I have always taken my snowboarding career seriously. Yes I'm laid back, and I'm an introvert, but I am very seriously passionate about the things that are important in my life. I haven't had many opportunities to voice opinions etc., and I place the highest value on letting my riding do my speaking.

What other riders make your list of admirable fellows for their own career approach?
The ones that pursue opportunities and passions to the fullest. What people fill their off-seasons with speaks volumes for me. People that go surfing or to school or get strong in preparation for the season [definitely display] attributes that I respect in other riders. The shred life is the good life, and people that love shredding and work tremendously hard to do what it takes to continue...are respected [by] me.

What are some progressive gatherings/contests in snowboarding that have impressed you and/or you'd like to see more of?
I dunno. Judged contests are a little bizarre, but they can be cool if the results are deservedly awarded. Tailgate Alaska seems like it is an amazing gathering. Heaps of shred-heads riding epic terrain and camping in a random mountain pass parking lot.

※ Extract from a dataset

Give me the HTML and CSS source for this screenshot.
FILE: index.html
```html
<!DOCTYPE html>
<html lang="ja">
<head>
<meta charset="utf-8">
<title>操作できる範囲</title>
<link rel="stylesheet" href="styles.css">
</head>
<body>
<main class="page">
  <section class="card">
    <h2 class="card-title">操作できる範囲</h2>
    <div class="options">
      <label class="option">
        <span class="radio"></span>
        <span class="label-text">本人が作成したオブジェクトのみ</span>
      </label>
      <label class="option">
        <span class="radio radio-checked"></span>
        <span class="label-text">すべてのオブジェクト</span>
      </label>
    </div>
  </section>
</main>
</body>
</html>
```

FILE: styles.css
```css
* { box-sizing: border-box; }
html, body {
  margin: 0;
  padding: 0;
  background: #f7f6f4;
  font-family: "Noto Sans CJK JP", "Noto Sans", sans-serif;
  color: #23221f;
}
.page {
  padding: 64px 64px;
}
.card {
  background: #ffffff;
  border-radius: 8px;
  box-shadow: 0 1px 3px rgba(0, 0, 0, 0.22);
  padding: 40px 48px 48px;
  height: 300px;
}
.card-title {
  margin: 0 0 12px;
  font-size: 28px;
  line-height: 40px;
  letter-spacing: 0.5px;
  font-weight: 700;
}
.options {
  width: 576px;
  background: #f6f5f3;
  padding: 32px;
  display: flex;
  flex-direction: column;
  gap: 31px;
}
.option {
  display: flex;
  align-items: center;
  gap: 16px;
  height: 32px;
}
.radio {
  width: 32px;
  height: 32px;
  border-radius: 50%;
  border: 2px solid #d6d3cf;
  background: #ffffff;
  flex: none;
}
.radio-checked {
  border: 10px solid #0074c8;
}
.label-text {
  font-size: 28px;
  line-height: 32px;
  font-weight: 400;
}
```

In this Olympic year, and with the Games in your literal backyard, a lot of people in snowboarding feel like the sport's gone to a weird place. Where do you think snowboarding's at and what could we all do to keep it creative, progressive and interesting for years to come?
Keeping the control of the industry in the hands of the passionate shred people is most important. The Olympics pimp snowboarding pretty hard. It's sadly funny. Did you see the closing ceremonies where they sent out hundreds of people holding these fake plastic snowboards with holes where bindings are supposed to be? Ridiculous s--t. But the level of pipe riding is completely shocking. It gives some athletes dedicated to their disciplines something heavy and respectable to aspire to.

What should we do less of or avoid altogether in your opinion?
Just get back into the mountains and ride hard and everything ought to sort itself out.

When you retire from pushing it on a snowboard what do you see yourself doing -- you know philosophers don't get free boards, right?
I hope to remain involved in the industry and I will continue pursuing educational avenues. I have some innovations and inventions in mind. I also enjoy writing and may decide to try my hand at penning a bestseller somewhere down the line?!